À propos de réciprocité, n’est-il pas temps d’aller vers une autre approche plus pragmatique, en prenant en compte les seuls intérêts économiques du pays, sans autre considération ? M. Erdogan se permet d’ailleurs de faire la leçon à ses vis-à-vis algériens en expliquant que les allègements qu’il réclame « peuvent évidemment assurer des entrées plus grandes pour le tourisme algérien ».

Voilà qui tombe bien puisque le développement du tourisme est censé faire partie de la stratégie du pays dans sa quête de trouver une alternative aux hydrocarbures. Or, infliger à un touriste étranger le parcours du combattant pour obtenir son visa est la meilleure manière de le détourner vers les pays voisins qui, eux, font fi de la réciprocité et n’ont de souci que le taux de remplissage de leurs hôtels et stations balnéaires, dont la qualité de service est déjà de loin supérieure aux nôtres.
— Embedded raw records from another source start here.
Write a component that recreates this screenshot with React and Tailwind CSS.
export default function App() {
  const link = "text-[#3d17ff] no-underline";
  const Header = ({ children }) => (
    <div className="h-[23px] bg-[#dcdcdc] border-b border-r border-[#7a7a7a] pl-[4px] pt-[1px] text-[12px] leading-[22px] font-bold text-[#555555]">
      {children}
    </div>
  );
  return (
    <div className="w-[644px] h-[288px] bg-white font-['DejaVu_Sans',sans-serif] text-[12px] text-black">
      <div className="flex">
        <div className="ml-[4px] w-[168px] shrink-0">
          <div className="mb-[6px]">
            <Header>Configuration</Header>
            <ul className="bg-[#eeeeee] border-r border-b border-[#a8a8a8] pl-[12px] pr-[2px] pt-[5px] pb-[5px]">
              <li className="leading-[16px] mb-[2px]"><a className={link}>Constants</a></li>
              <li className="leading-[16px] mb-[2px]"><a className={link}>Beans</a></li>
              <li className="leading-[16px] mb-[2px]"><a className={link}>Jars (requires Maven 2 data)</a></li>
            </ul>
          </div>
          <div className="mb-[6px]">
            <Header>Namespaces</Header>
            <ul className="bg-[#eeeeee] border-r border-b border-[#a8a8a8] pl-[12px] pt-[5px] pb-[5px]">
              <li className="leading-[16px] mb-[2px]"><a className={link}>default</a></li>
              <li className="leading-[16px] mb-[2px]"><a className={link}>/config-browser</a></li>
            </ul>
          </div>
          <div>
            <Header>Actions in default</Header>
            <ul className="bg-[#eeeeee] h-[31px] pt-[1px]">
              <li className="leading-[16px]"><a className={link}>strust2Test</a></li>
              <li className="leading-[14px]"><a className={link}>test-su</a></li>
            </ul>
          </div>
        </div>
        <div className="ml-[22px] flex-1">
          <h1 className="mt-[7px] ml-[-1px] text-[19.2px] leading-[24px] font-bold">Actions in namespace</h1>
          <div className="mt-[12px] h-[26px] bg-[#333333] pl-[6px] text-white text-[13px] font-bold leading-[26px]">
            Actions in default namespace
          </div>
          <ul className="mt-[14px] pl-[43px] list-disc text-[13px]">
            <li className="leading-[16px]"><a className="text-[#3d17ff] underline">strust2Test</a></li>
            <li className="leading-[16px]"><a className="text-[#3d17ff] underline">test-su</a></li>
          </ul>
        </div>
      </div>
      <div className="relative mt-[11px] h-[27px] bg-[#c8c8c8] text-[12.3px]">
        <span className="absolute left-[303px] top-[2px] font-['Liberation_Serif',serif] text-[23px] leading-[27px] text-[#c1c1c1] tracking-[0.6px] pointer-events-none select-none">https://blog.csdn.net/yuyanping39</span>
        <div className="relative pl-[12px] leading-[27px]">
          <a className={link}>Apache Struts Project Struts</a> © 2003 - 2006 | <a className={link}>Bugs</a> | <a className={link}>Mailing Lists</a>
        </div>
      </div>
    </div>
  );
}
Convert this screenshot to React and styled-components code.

Prenons l’exemple du dernier « Passport index » établi par Arton capital. Le passeport algérien ne donne accès qu’à 49 pays – sans visa ou avec un visa délivré à l’arrivée -, ce qui lui vaut d’être classé à la 170e place sur 199. Ceux de nos voisins sont légèrement mieux lotis, mais loin de constituer des sésames, avec 59 pays à visiter sans visas pour les Marocains et 64 pour les Tunisiens. Cela ne les a pas empêché de supprimer le visa pour un grand nombre de nationalités. Ça s’appelle de la real-politik.

Si les pays occidentaux imposent des restrictions pour l’entrée sur leur territoire, c’est pour freiner l’immigration. Tout le monde sait qu’une bonne partie des Maghrébins qui se rendent en Europe le fait avec l’intention de s’y installer, alors que les Allemands, Italiens ou Français qui visitent la Tunisie, le Maroc ou l’Algérie, c’est souvent pour bronzer au soleil, dépenser leurs sous ou faire des affaires.

Qui dit affaires dit investissement et c’est ce dont a le plus besoin notre pays dans cette conjoncture. Néanmoins, il est regrettable de constater que nos responsables n’ont pas encore compris que l’Algérie n’est pas le seul pays au monde à vouloir attirer les capitaux étrangers. Toutes les nations, y compris les plus avancées, rivalisent de facilités pour les investisseurs qu’elles savent allergiques aux tracasseries administratives inutiles. Les hommes d’affaires de beaucoup de pays se sont plaints par le passé de difficultés à obtenir le visa d’entrée en Algérie, sans parler des autres catégories, les touristes, les journalistes, les artistes, les membres d’ONG…

Cette « fermeture » chronique ne concerne, hélas, pas que les hommes d’affaires étrangers puisque même les cadres d’entreprises algériennes qui souhaitent se rendre à l’étranger pour des séminaires ou autres doivent acquérir des devises au marché noir, l’allocation de la Banque d’Algérie étant dérisoire pour les grandes sociétés, inexistante pour les PME.

Soit une politique aux antipodes de la stratégie économique du pays qui, même avec plus d’ouverture, n’a pas la garantie d’aboutir dans une conjoncture mondiale difficile. L’intérêt de notre économie et même de nos concitoyens qui souhaitent voyager plus librement recommande, à défaut de sacrifier le principe de la réciprocité, d’alléger au moins les procédures et d’augmenter les quotas de visas octroyés. À moins que ceux qui ont la charge de prendre de telles décisions ne se sentent pas concernés, le passeport diplomatique étant un sésame qui ouvre les portes de tous les pays.